February 24th, 2010
O young people, silence your cells and untwit your twitters! Stretch your stiff little thumbs and unbud your ears while I tell you about The Way Things Were Back Then. In deference to my laziness and your attention spans, I'll keep it brief.
Back then we all remembered phone numbers, sometimes dozens of them, and particularly our own, which we were forced at an early age to memorize in case we got lost or kidnapped. The assumption was that a benevolent or malevolent adult would ask our number and we, doe-eyed, would rattle off the seven digits that could connect this person instantly to our family dwelling, where - if our parents weren't out weeping at the police station - they would be sitting at home by the phone, furiously planning our punishments or re-counting ransom money.
We remembered other numbers too. Those of our children and sisters and cousins, our best friends, our sweethearts and exes, our employers and schools, and oh, yes, that popular dreamboat from third period who we'd never actually call, but whose number we'd looked up in the phone book and committed to memory along with the set of wedding rings that would best match both of our skin tones. I still sing that one to myself in my sleep. We knew these numbers by heart, but we wrote them down in little paper phone books just in case. Our parents wrote us young people down in pencil because we'd move and move and move again, whereas our ancient uncles' and grandparents' digits could easily have been scratched in concrete until it was time for a nursing home.
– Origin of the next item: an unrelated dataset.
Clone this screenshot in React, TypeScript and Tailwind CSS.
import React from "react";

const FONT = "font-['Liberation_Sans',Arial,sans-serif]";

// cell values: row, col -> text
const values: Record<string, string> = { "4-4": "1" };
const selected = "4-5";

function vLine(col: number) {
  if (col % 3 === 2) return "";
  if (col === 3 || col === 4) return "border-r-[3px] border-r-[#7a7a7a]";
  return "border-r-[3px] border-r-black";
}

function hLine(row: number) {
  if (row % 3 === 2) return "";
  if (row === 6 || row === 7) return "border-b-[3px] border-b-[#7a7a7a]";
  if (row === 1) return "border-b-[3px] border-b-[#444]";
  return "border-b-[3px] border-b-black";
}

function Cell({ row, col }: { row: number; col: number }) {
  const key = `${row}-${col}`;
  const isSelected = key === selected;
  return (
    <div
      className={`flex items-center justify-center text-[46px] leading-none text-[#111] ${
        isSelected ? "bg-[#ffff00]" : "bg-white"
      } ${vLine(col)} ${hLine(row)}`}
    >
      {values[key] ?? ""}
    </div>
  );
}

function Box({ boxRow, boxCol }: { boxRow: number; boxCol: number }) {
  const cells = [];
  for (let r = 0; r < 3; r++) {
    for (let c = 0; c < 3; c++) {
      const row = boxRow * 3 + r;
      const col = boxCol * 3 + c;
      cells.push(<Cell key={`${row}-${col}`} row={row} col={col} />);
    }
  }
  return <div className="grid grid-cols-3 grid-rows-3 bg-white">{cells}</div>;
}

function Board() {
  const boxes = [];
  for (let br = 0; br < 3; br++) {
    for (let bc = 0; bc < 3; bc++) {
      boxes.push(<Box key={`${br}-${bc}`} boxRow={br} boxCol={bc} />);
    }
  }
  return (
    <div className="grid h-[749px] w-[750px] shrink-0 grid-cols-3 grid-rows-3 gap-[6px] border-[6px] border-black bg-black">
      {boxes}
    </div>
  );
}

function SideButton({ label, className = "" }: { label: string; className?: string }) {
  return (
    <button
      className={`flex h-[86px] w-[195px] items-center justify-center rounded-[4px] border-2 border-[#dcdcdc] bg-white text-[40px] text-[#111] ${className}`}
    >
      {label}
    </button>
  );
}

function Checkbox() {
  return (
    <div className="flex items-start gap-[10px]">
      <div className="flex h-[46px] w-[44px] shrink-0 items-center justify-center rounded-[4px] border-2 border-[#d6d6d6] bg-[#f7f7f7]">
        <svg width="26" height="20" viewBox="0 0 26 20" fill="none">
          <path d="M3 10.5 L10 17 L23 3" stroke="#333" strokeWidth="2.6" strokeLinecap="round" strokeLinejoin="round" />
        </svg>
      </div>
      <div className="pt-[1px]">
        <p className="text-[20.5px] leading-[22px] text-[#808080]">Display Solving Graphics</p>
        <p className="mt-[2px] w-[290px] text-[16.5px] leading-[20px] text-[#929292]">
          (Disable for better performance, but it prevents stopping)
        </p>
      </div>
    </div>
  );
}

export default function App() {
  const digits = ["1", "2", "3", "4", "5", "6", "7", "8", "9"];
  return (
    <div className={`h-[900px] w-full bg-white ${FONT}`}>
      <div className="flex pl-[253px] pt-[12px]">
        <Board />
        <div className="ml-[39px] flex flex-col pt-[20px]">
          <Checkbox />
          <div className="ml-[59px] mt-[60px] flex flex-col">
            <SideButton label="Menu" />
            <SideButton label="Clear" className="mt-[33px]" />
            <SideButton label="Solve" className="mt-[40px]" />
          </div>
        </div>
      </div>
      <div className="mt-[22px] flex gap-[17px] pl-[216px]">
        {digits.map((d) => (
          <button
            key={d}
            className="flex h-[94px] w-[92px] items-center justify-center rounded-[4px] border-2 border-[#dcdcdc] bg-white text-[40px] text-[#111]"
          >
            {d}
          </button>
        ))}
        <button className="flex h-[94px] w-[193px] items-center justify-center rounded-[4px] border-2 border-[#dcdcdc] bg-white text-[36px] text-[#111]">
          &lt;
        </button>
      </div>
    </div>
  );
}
When the phone rang, you ran, because it might be a while before you talked to this person again. There were no chats unless there was tea. Skype was merely another inconvenience curable by a course of penicillin and a few Hail Marys. You ran because there was no answering machine, and because when there finally was an answering machine, your mother would be on it, talking extra slowly and loudly, and she'd call back until you had no option other than to pick up the phone or throw away the answering machine and its cassette, and then where would you be when your long-distance lover spent precious dollars trying to reach you? (Long distance cost, like, six dollars a minute. True story: my then-boyfriend called me from a trip to Norway and our phone sex cost him hundreds. Twice. Although I dumped him when he got back, he still claimed I was worth it. Just sayin'.)
We lived in houses with so many roommates. Four, seven, ten, even fifteen housemates. Hard to say whether it was better or worse with an odd or even number of them. I usually favored even, just for symmetry's sake, but that's me. We'd split the fridge and pantry so that there was no (overt and voluntary) sharing of food, but we all had to share the same phone line. All us Mikes and Steves and Jennifers and Amys would irritably wait for our turn on the phone while some other Heather or David hogged the living room blabbing for hours with their bestest friend of the week. And then, once a month, the phone bill would come. Type-A David would highlight his long distance calls and post the bill on the fridge with a tidy passive-aggressive note about how everyone should claim all their calls this time and pay up before the-Christmas-after-next. Some Jennifers and Steves would halfheartedly eyeball the list and check off any calls to the 914 or 718 area codes, and all the Mikes, Amys, and Heathers would ignore the whole mess until six weeks and another bill later, after David had paid it all out of his pocket and called a house meeting about how he wasn't our mom and everybody had better claim their calls before the next phone bill or he'd take his name off the thing, and did anyone else have a good enough credit rating to be put on the bill instead? So Steve would claim that he didn't know anyone long distance and storm out of the room, Mike and Jennifer would initial a few calls, and Amy would sigh and pay for all those unclaimed calls to Detroit, Montgomery, Bakersfield, even though she was actually the only one who hadn't made any of them, because Amy was the one would have her name on the bill when Type-A David finally moved out in a huff.